* _YOUR GOAL_:
Pull out every line in the data that has the string "with" in it.

* _DATA PROVIDED_:
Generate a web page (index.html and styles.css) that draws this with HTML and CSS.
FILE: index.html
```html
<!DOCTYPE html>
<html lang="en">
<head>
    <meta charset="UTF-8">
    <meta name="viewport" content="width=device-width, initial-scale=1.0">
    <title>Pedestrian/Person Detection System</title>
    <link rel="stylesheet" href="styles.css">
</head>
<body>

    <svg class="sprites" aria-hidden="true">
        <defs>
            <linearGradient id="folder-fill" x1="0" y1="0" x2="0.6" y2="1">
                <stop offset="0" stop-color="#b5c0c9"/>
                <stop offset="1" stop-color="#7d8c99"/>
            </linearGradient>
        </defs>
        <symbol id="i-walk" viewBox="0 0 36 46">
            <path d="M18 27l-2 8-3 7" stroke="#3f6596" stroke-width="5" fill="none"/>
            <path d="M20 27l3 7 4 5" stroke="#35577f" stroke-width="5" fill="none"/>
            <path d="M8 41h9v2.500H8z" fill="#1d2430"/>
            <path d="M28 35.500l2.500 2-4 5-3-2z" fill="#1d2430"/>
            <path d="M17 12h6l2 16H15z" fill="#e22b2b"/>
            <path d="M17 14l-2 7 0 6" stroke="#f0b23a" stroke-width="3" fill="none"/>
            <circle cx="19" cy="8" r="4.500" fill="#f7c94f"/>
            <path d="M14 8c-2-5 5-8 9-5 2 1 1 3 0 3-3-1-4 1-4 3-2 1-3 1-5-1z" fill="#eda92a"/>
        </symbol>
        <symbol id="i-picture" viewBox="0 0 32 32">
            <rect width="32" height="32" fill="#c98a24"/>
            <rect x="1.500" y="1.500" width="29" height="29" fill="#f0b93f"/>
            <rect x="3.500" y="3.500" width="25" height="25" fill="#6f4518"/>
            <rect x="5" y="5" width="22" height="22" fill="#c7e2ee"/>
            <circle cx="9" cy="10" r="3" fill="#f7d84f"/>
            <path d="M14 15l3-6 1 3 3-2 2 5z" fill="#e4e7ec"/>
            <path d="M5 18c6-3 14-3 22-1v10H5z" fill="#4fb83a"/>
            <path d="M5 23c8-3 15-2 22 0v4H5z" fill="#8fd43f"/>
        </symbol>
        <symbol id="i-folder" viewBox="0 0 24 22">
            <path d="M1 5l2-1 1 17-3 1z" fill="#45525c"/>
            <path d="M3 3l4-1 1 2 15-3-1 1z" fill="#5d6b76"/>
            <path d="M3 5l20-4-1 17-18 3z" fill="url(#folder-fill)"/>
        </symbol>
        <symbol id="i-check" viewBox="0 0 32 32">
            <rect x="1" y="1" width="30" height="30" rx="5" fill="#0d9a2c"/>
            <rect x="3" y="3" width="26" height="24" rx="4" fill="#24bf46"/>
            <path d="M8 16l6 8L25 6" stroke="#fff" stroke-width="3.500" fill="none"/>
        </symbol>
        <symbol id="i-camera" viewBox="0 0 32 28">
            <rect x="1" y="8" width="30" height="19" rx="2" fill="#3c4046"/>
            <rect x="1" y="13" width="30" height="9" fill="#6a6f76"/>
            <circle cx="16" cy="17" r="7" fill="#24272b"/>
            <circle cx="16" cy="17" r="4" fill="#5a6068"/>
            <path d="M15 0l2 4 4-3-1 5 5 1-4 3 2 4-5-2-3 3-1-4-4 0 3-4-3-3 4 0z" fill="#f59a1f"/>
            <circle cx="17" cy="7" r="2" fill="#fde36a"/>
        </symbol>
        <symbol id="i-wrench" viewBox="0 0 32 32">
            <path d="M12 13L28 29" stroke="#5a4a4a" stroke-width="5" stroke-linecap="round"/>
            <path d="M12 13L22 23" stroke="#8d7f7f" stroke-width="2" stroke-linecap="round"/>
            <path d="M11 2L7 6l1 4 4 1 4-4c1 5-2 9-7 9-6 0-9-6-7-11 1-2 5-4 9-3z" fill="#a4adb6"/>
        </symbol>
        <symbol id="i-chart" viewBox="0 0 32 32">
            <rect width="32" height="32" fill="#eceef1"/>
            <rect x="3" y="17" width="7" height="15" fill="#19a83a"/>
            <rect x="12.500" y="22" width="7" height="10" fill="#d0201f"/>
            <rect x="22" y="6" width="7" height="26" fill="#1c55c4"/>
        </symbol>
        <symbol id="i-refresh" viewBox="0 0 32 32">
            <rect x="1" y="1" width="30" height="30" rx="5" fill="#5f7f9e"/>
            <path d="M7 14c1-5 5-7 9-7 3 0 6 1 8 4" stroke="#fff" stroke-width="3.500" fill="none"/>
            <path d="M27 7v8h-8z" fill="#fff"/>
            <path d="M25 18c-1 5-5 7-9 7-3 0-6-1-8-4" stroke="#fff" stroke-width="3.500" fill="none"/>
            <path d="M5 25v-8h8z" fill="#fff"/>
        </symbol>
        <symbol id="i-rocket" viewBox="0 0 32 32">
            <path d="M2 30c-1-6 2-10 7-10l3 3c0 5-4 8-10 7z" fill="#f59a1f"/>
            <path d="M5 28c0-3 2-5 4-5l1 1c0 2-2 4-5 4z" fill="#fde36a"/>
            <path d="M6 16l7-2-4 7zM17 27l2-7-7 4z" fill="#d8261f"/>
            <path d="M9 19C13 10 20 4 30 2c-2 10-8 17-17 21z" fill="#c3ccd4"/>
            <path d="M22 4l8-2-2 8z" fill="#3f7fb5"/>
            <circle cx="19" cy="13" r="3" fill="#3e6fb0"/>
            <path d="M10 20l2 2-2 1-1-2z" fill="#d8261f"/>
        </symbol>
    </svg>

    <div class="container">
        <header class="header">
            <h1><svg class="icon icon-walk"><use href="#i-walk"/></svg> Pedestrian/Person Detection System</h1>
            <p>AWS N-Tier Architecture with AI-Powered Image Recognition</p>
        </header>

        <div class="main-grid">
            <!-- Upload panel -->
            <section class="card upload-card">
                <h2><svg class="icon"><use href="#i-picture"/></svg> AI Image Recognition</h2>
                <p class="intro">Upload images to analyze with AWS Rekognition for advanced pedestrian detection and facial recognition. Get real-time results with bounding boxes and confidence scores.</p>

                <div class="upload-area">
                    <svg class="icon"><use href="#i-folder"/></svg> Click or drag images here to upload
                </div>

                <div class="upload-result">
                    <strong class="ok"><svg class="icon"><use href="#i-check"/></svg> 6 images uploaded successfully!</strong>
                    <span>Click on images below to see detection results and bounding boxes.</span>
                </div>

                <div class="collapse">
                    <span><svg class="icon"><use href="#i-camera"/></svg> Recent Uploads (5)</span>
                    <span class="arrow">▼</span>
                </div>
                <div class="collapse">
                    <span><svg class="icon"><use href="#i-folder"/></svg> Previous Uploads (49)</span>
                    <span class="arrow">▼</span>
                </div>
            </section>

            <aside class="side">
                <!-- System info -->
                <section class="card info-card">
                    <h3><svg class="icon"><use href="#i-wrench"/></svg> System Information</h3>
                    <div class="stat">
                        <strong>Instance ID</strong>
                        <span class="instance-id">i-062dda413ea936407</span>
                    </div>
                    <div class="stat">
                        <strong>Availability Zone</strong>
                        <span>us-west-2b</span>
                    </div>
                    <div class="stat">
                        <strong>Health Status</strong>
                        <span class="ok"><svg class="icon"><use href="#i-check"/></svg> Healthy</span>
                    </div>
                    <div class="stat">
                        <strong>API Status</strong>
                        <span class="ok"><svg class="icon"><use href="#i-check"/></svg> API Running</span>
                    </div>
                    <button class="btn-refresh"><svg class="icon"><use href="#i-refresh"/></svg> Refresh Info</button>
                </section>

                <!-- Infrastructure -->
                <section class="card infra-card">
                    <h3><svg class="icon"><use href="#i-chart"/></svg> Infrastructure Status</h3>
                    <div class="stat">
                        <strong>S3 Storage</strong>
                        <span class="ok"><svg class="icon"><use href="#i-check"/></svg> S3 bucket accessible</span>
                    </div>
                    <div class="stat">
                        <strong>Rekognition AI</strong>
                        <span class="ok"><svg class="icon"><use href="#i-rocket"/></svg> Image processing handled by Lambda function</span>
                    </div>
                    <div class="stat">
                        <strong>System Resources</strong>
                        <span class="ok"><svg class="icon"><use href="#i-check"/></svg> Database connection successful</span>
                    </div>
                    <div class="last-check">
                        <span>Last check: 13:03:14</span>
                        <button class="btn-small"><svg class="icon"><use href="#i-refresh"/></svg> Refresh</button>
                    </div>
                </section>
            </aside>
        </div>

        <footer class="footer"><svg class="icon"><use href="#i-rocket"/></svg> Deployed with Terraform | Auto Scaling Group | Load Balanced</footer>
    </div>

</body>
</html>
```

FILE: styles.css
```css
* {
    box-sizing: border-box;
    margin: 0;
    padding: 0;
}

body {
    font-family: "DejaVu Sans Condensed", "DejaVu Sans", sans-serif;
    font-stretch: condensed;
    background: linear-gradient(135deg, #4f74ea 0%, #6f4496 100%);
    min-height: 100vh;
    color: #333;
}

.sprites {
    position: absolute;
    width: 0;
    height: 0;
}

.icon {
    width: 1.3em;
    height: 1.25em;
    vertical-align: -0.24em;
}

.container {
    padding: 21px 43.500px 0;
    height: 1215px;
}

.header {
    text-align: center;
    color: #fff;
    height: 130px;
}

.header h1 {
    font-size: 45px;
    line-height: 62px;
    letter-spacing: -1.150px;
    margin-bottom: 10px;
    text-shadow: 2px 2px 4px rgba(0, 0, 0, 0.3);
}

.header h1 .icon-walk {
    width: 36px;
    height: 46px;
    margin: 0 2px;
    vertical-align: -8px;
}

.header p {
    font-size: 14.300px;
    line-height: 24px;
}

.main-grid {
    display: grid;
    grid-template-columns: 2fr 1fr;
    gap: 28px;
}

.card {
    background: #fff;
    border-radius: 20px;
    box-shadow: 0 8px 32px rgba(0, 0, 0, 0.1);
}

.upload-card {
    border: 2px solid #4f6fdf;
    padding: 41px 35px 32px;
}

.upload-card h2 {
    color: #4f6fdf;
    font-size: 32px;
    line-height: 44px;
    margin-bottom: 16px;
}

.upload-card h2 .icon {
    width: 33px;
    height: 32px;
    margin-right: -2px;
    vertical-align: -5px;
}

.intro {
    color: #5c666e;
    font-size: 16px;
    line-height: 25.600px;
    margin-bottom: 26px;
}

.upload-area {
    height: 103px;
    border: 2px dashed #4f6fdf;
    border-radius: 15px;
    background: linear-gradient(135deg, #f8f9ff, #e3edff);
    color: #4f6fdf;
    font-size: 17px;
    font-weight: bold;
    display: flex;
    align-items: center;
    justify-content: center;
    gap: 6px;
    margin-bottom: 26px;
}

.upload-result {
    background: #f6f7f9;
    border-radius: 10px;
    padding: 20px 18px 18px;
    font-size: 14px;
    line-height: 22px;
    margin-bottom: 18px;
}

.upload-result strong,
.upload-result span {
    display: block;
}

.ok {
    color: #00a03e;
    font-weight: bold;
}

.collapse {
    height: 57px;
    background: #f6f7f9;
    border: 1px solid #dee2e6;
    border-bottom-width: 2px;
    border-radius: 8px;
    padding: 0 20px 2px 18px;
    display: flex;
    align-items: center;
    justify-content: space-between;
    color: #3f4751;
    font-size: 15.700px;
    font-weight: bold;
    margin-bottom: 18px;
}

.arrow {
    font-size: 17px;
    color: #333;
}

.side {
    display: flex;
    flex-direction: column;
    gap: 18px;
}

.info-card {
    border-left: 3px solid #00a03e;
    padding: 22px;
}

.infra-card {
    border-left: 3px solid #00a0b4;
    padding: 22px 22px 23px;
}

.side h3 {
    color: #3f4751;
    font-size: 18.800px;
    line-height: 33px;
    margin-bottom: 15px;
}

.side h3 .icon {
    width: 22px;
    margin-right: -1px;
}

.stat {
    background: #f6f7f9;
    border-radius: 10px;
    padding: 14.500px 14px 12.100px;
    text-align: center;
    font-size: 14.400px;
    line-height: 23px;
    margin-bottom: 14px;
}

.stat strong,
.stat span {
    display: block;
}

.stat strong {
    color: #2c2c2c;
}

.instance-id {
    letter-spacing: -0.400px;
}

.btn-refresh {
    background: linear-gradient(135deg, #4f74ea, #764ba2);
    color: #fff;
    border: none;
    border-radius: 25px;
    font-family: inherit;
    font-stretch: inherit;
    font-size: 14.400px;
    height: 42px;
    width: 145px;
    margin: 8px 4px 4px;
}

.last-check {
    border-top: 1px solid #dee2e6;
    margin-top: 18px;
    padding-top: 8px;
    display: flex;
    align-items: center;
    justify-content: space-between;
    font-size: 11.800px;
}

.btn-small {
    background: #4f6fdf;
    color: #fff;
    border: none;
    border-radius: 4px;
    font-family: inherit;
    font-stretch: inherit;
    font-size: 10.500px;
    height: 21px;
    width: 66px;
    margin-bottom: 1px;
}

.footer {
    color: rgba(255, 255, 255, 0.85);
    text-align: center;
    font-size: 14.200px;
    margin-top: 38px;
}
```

* _SOLUTION_:
Generate a web page (index.html and styles.css) that draws this with HTML and CSS.
            <p>AWS N-Tier Architecture with AI-Powered Image Recognition</p>
                <p class="intro">Upload images to analyze with AWS Rekognition for advanced pedestrian detection and facial recognition. Get real-time results with bounding boxes and confidence scores.</p>
        <footer class="footer"><svg class="icon"><use href="#i-rocket"/></svg> Deployed with Terraform | Auto Scaling Group | Load Balanced</footer>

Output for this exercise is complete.